____ RECORDED DATA

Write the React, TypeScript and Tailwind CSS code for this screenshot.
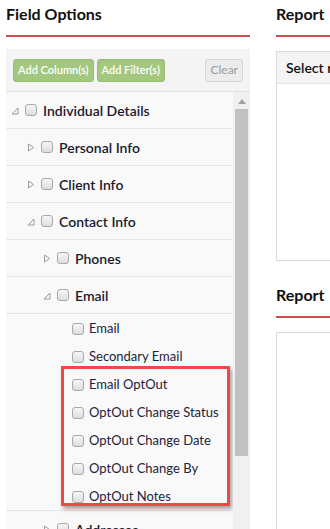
import React from "react";

type Node = {
  label: string;
  level: number;
  kind: "open" | "closed" | "leaf";
};

const branchRows: Node[] = [
  { label: "Individual Details", level: 0, kind: "open" },
  { label: "Personal Info", level: 1, kind: "closed" },
  { label: "Client Info", level: 1, kind: "closed" },
  { label: "Contact Info", level: 1, kind: "open" },
  { label: "Phones", level: 2, kind: "closed" },
  { label: "Email", level: 2, kind: "open" },
];

const plainLeaves = ["Email", "Secondary Email"];
const flaggedLeaves = [
  "Email OptOut",
  "OptOut Change Status",
  "OptOut Change Date",
  "OptOut Change By",
  "OptOut Notes",
];

const Check = () => (
  <span className="inline-block w-[12px] h-[12px] shrink-0 rounded-[3px] border border-[#a8a8a8] bg-gradient-to-b from-[#f6f6f6] to-[#dedede]" />
);

const Toggle = ({ open }: { open: boolean }) =>
  open ? (
    <svg width="8" height="8" viewBox="0 0 8 8" className="shrink-0 mt-[2px]">
      <path d="M7 1 L7 7 L1 7 Z" fill="none" stroke="#9a9a9a" strokeWidth="1" />
    </svg>
  ) : (
    <svg width="8" height="9" viewBox="0 0 8 9" className="shrink-0">
      <path d="M1.5 1 L6.5 4.5 L1.5 8 Z" fill="none" stroke="#9a9a9a" strokeWidth="1" />
    </svg>
  );

const indent = ["pl-[5px]", "pl-[21px]", "pl-[37px]"];

const BranchRow = ({ node }: { node: Node }) => (
  <div
    className={`h-[37px] border-b border-[#e6e6e6] flex items-center gap-[6px] ${indent[node.level]}`}
  >
    <Toggle open={node.kind === "open"} />
    <Check />
    <span className="text-[14px] font-semibold text-[#1a1a2e]">{node.label}</span>
  </div>
);

const LeafRow = ({ label }: { label: string }) => (
  <div className="h-[28px] flex items-center gap-[5px] pl-[66px] pt-[1px]">
    <Check />
    <span className="text-[13px] text-[#22223a]">{label}</span>
  </div>
);

const Heading = ({ children }: { children: React.ReactNode }) => (
  <div>
    <h2 className="pt-[2px] h-[35px] text-[16px] font-bold text-[#111]">{children}</h2>
    <div className="h-[2px] bg-[#c9504f]" />
  </div>
);

export default function App() {
  return (
    <div
      className="w-[330px] h-[529px] overflow-hidden bg-white flex gap-[26px] pl-[6px]"
      style={{ fontFamily: '"Source Sans Pro", Lato, "Noto Sans", sans-serif' }}
    >
      {/* Field options column */}
      <div className="w-[244px] shrink-0 flex flex-col">
        <Heading>Field Options</Heading>
        <div className="mt-[12px] flex-1 bg-[#f4f4f4] flex flex-col">
          <div className="h-[43px] flex items-center px-[7px] border-b border-[#e2e2e2]">
            <div className="flex gap-[3px]">
              <button className="h-[23px] px-[4px] rounded-[3px] bg-[#a3c77e] border border-[#98bd72] text-white text-[11px] font-semibold">
                Add Column(s)
              </button>
              <button className="h-[23px] px-[4px] rounded-[3px] bg-[#a3c77e] border border-[#98bd72] text-white text-[11px] font-semibold">
                Add Filter(s)
              </button>
            </div>
            <button className="ml-auto h-[23px] px-[4px] rounded-[3px] bg-[#ececec] border border-[#d4d4d4] text-[#9a9a9a] text-[12px]">
              Clear
            </button>
          </div>
          <div className="flex-1 flex overflow-hidden">
            <div className="flex-1 bg-[#f9f9f9] overflow-hidden">
              {branchRows.map((n) => (
                <BranchRow key={n.label + n.level} node={n} />
              ))}
              {plainLeaves.map((l) => (
                <LeafRow key={l} label={l} />
              ))}
              <div className="relative">
                {flaggedLeaves.map((l) => (
                  <LeafRow key={l} label={l} />
                ))}
                <div className="absolute left-[55px] w-[169px] top-[-4px] bottom-[4px] border-[3px] border-[#f04848] shadow-[2px_3px_4px_rgba(0,0,0,0.35)]" />
              </div>
              <div className="border-t border-[#e6e6e6]">
                <BranchRow node={{ label: "Addresses", level: 2, kind: "closed" }} />
              </div>
            </div>
            <div className="w-[17px] bg-[#f0f0f0] flex flex-col items-center pt-[7px]">
              <svg width="8" height="5" viewBox="0 0 8 5">
                <path d="M0 5 L4 0 L8 5 Z" fill="#a3a3a3" />
              </svg>
              <div className="mt-[5px] w-[13px] h-[347px] bg-[#c1c1c1]" />
            </div>
          </div>
        </div>
      </div>

      {/* Report column */}
      <div className="flex-1 flex flex-col min-w-[120px]">
        <Heading>Report</Heading>
        <div className="mt-[14px] h-[210px] border border-[#dcdcdc]">
          <div className="h-[32px] bg-[#f4f4f4] border-b border-[#e2e2e2] flex items-center px-[9px] text-[14px] font-semibold text-[#111] whitespace-nowrap">
            Select report columns
          </div>
        </div>
        <div className="mt-[20px]">
          <Heading>Report</Heading>
        </div>
        <div className="mt-[14px] flex-1 border border-[#dcdcdc] border-b-0" />
      </div>
    </div>
  );
}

________

▶ **GOAL**:
Transcribe the preceding listing in its entirety and with exact wording, leaving out pictures.

▶ **ANSWER FOR THE TASK**:
Write the React, TypeScript and Tailwind CSS code for this screenshot.
import React from "react";

type Node = {
  label: string;
  level: number;
  kind: "open" | "closed" | "leaf";
};

const branchRows: Node[] = [
  { label: "Individual Details", level: 0, kind: "open" },
  { label: "Personal Info", level: 1, kind: "closed" },
  { label: "Client Info", level: 1, kind: "closed" },
  { label: "Contact Info", level: 1, kind: "open" },
  { label: "Phones", level: 2, kind: "closed" },
  { label: "Email", level: 2, kind: "open" },
];

const plainLeaves = ["Email", "Secondary Email"];
const flaggedLeaves = [
  "Email OptOut",
  "OptOut Change Status",
  "OptOut Change Date",
  "OptOut Change By",
  "OptOut Notes",
];

const Check = () => (
  <span className="inline-block w-[12px] h-[12px] shrink-0 rounded-[3px] border border-[#a8a8a8] bg-gradient-to-b from-[#f6f6f6] to-[#dedede]" />
);

const Toggle = ({ open }: { open: boolean }) =>
  open ? (
    <svg width="8" height="8" viewBox="0 0 8 8" className="shrink-0 mt-[2px]">
      <path d="M7 1 L7 7 L1 7 Z" fill="none" stroke="#9a9a9a" strokeWidth="1" />
    </svg>
  ) : (
    <svg width="8" height="9" viewBox="0 0 8 9" className="shrink-0">
      <path d="M1.5 1 L6.5 4.5 L1.5 8 Z" fill="none" stroke="#9a9a9a" strokeWidth="1" />
    </svg>
  );

const indent = ["pl-[5px]", "pl-[21px]", "pl-[37px]"];

const BranchRow = ({ node }: { node: Node }) => (
  <div
    className={`h-[37px] border-b border-[#e6e6e6] flex items-center gap-[6px] ${indent[node.level]}`}
  >
    <Toggle open={node.kind === "open"} />
    <Check />
    <span className="text-[14px] font-semibold text-[#1a1a2e]">{node.label}</span>
  </div>
);

const LeafRow = ({ label }: { label: string }) => (
  <div className="h-[28px] flex items-center gap-[5px] pl-[66px] pt-[1px]">
    <Check />
    <span className="text-[13px] text-[#22223a]">{label}</span>
  </div>
);

const Heading = ({ children }: { children: React.ReactNode }) => (
  <div>
    <h2 className="pt-[2px] h-[35px] text-[16px] font-bold text-[#111]">{children}</h2>
    <div className="h-[2px] bg-[#c9504f]" />
  </div>
);

export default function App() {
  return (
    <div
      className="w-[330px] h-[529px] overflow-hidden bg-white flex gap-[26px] pl-[6px]"
      style={{ fontFamily: '"Source Sans Pro", Lato, "Noto Sans", sans-serif' }}
    >
      {/* Field options column */}
      <div className="w-[244px] shrink-0 flex flex-col">
        <Heading>Field Options</Heading>
        <div className="mt-[12px] flex-1 bg-[#f4f4f4] flex flex-col">
          <div className="h-[43px] flex items-center px-[7px] border-b border-[#e2e2e2]">
            <div className="flex gap-[3px]">
              <button className="h-[23px] px-[4px] rounded-[3px] bg-[#a3c77e] border border-[#98bd72] text-white text-[11px] font-semibold">
                Add Column(s)
              </button>
              <button className="h-[23px] px-[4px] rounded-[3px] bg-[#a3c77e] border border-[#98bd72] text-white text-[11px] font-semibold">
                Add Filter(s)
              </button>
            </div>
            <button className="ml-auto h-[23px] px-[4px] rounded-[3px] bg-[#ececec] border border-[#d4d4d4] text-[#9a9a9a] text-[12px]">
              Clear
            </button>
          </div>
          <div className="flex-1 flex overflow-hidden">
            <div className="flex-1 bg-[#f9f9f9] overflow-hidden">
              {branchRows.map((n) => (
                <BranchRow key={n.label + n.level} node={n} />
              ))}
              {plainLeaves.map((l) => (
                <LeafRow key={l} label={l} />
              ))}
              <div className="relative">
                {flaggedLeaves.map((l) => (
                  <LeafRow key={l} label={l} />
                ))}
                <div className="absolute left-[55px] w-[169px] top-[-4px] bottom-[4px] border-[3px] border-[#f04848] shadow-[2px_3px_4px_rgba(0,0,0,0.35)]" />
              </div>
              <div className="border-t border-[#e6e6e6]">
                <BranchRow node={{ label: "Addresses", level: 2, kind: "closed" }} />
              </div>
            </div>
            <div className="w-[17px] bg-[#f0f0f0] flex flex-col items-center pt-[7px]">
              <svg width="8" height="5" viewBox="0 0 8 5">
                <path d="M0 5 L4 0 L8 5 Z" fill="#a3a3a3" />
              </svg>
              <div className="mt-[5px] w-[13px] h-[347px] bg-[#c1c1c1]" />
            </div>
          </div>
        </div>
      </div>

      {/* Report column */}
      <div className="flex-1 flex flex-col min-w-[120px]">
        <Heading>Report</Heading>
        <div className="mt-[14px] h-[210px] border border-[#dcdcdc]">
          <div className="h-[32px] bg-[#f4f4f4] border-b border-[#e2e2e2] flex items-center px-[9px] text-[14px] font-semibold text-[#111] whitespace-nowrap">
            Select report columns
          </div>
        </div>
        <div className="mt-[20px]">
          <Heading>Report</Heading>
        </div>
        <div className="mt-[14px] flex-1 border border-[#dcdcdc] border-b-0" />
      </div>
    </div>
  );
}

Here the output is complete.